Olgivanna would become his third wife. I think it’s kind of cool that his description—when Olgivanna said “Taliesin lived wherever” he stood—is the first time that Frank Lloyd Wright mentioned Olgivanna.

Wright starts building “Taliesin III”

During Taliesin’s rebuilding, Wright put pieces of destroyed statuary into the walls:

Smoldering or crumbled in ashes, priceless blossoms-of-the-soul in all ages—we call them works of Art—lay broken, or had vanished utterly. . . .
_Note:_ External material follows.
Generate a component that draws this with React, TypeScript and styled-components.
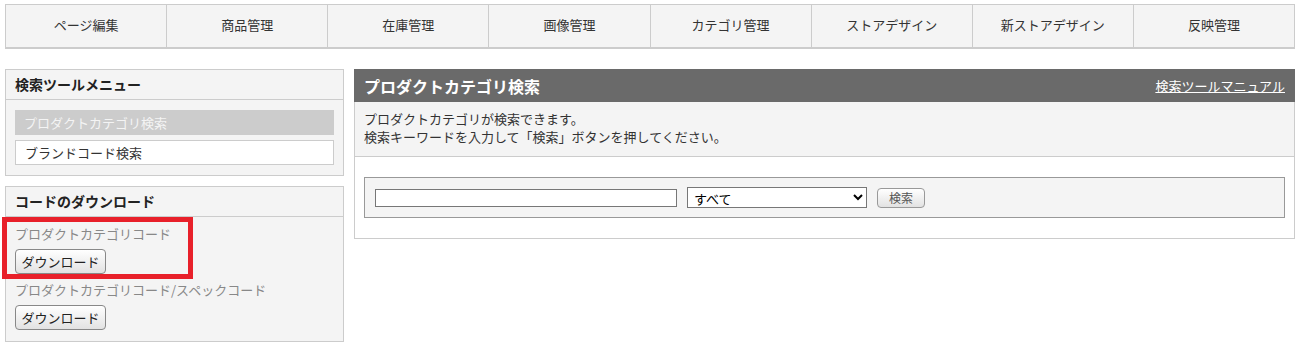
import React, { FC } from 'react'
import styled, { createGlobalStyle } from 'styled-components'

const GlobalStyle = createGlobalStyle`
body {
  margin: 0;
  background: #fff;
  font-family: "Noto Sans CJK JP", "Noto Sans", sans-serif;
  font-size: 13px;
  color: #333;
}
`

const navItems = ['ページ編集', '商品管理', '在庫管理', '画像管理', 'カテゴリ管理', 'ストアデザイン', '新ストアデザイン', '反映管理']

const App: FC = () => {
  return (
    <Page>
      <GlobalStyle />
      <Nav>
        {navItems.map((item, i) => (
          <NavItem key={item} first={i === 0}>{item}</NavItem>
        ))}
      </Nav>
      <Columns>
        <Side>
          <SideBox>
            <SideHead>検索ツールメニュー</SideHead>
            <MenuList>
              <MenuItem active>プロダクトカテゴリ検索</MenuItem>
              <MenuItem>ブランドコード検索</MenuItem>
            </MenuList>
          </SideBox>
          <SideBox>
            <SideHead>コードのダウンロード</SideHead>
            <DownloadList>
              <Highlight />
              <DlLabel>プロダクトカテゴリコード</DlLabel>
              <DlButton>ダウンロード</DlButton>
              <DlLabel>プロダクトカテゴリコード/スペックコード</DlLabel>
              <DlButton>ダウンロード</DlButton>
            </DownloadList>
          </SideBox>
        </Side>
        <Main>
          <MainHead>
            <MainTitle>プロダクトカテゴリ検索</MainTitle>
            <ManualLink href="#">検索ツールマニュアル</ManualLink>
          </MainHead>
          <Desc>
            プロダクトカテゴリが検索できます。<br />
            検索キーワードを入力して「検索」ボタンを押してください。
          </Desc>
          <MainBody>
            <SearchBox>
              <KeywordInput type="text" />
              <CategorySelect defaultValue="all">
                <option value="all">すべて</option>
              </CategorySelect>
              <SearchButton>検索</SearchButton>
            </SearchBox>
          </MainBody>
        </Main>
      </Columns>
    </Page>
  )
}

const Page = styled.div`
padding: 4px 10px 0 5px;
`
const Nav = styled.div`
display: flex;
height: 42px;
border: 1px solid #ccc;
border-bottom: 2px solid #ccc;
background: #f4f4f4;
`
const NavItem = styled.div<{ first?: boolean }>`
flex: 1;
display: flex;
align-items: center;
justify-content: center;
padding-bottom: 3px;
border-left: ${p => (p.first ? 'none' : '1px solid #ccc')};
color: #333;
font-size: 13px;
`
const Columns = styled.div`
display: flex;
align-items: flex-start;
gap: 10px;
margin-top: 20px;
`
const Side = styled.div`
width: 339px;
flex-shrink: 0;
display: flex;
flex-direction: column;
gap: 10px;
`
const SideBox = styled.div`
border: 1px solid #ccc;
background: #f4f4f4;
`
const SideHead = styled.div`
height: 29px;
line-height: 29px;
padding: 0 9px;
border-bottom: 1px solid #ccc;
font-weight: bold;
font-size: 14px;
color: #222;
`
const MenuList = styled.div`
display: flex;
flex-direction: column;
gap: 5px;
padding: 10px 9px;
`
const MenuItem = styled.div<{ active?: boolean }>`
height: ${p => (p.active ? '25px' : '23px')};
line-height: ${p => (p.active ? '25px' : '23px')};
padding: 0 9px;
font-size: 13px;
background: ${p => (p.active ? '#ccc' : '#fff')};
color: ${p => (p.active ? '#f4f4f4' : '#333')};
border: ${p => (p.active ? 'none' : '1px solid #ccc')};
`
const DownloadList = styled.div`
position: relative;
display: flex;
flex-direction: column;
align-items: flex-start;
padding: 7px 9px 11px;
`
const DlLabel = styled.div`
height: 20px;
line-height: 20px;
color: #888;
font-size: 13px;
margin-bottom: 5px;
& ~ & {
  margin-top: 6px;
}
`
const DlButton = styled.button`
box-sizing: border-box;
flex-shrink: 0;
width: 91px;
height: 25px;
padding: 0;
border: 1px solid #888;
border-radius: 4px;
background: linear-gradient(#fff, #e2e2e2);
font-family: inherit;
font-size: 13px;
color: #222;
`
const Highlight = styled.div`
position: absolute;
left: -4px;
top: 0;
width: 191px;
height: 62px;
box-sizing: border-box;
border: 5px solid #e8202a;
pointer-events: none;
`
const Main = styled.div`
flex: 1;
border: 1px solid #ccc;
border-top: none;
`
const MainHead = styled.div`
display: flex;
align-items: center;
justify-content: space-between;
height: 33px;
margin: 0 -1px;
padding: 0 10px;
background: #6a6a6a;
`
const MainTitle = styled.div`
color: #fff;
font-weight: bold;
font-size: 16px;
`
const ManualLink = styled.a`
color: #fff;
font-size: 13px;
text-decoration: underline;
`
const Desc = styled.div`
padding: 8px 9px 10px;
line-height: 18px;
font-size: 13px;
background: #f4f4f4;
border-bottom: 1px solid #ccc;
color: #333;
`
const MainBody = styled.div`
padding: 20px 9px 20px;
`
const SearchBox = styled.div`
display: flex;
align-items: center;
gap: 10px;
height: 39px;
padding: 0 10px;
border: 1px solid #999;
background: #f4f4f4;
`
const KeywordInput = styled.input`
width: 302px;
height: 18px;
box-sizing: border-box;
border: 1px solid #777;
padding: 0 3px;
background: #fff;
`
const CategorySelect = styled.select`
width: 180px;
height: 21px;
box-sizing: border-box;
border: 1px solid #777;
border-radius: 0;
background: #fff;
font-family: inherit;
font-size: 13px;
color: #000;
padding: 0 2px;
`
const SearchButton = styled.button`
width: 48px;
height: 20px;
padding: 0;
border: 1px solid #999;
border-radius: 4px;
background: linear-gradient(#fff, #e2e2e2);
font-family: inherit;
font-size: 12px;
color: #555;
`

export default App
A few days later clearing away the debris to reconstruct I picked up partly calcined marble heads of the Tang-dynasty, fragments of the black basalt of the splendid Wei-stone, Sung soft-clay sculpture and gorgeous Ming pottery turned to the color of bronze by the intensity of the blaze. The sacrificial offerings to—whatever Gods may be.

And I put these fragments aside to weave them into the masonry—the fabric of Taliesin III that now—already in mind—was to stand in place of Taliesin II. And I went to work.

[An Autobiography in “Collected Writings,” volume 2, 295.]

First published April 16, 2021

The photograph at the top of this post appears with the essay, “The Story of Taliesin: Wright’s First Natural House,” by Neil Levine, in Taliesin 1911-1914, Wright Studies, v. 1, ed. Narciso Menocal (Southern Illinois University Press, Carbondale and Edwardsville, Illinois, 1992), fig. 1, p. 3.


1 I mentioned this couple in my post, Taliesin II: The Forgotten Middle Child of Taliesin.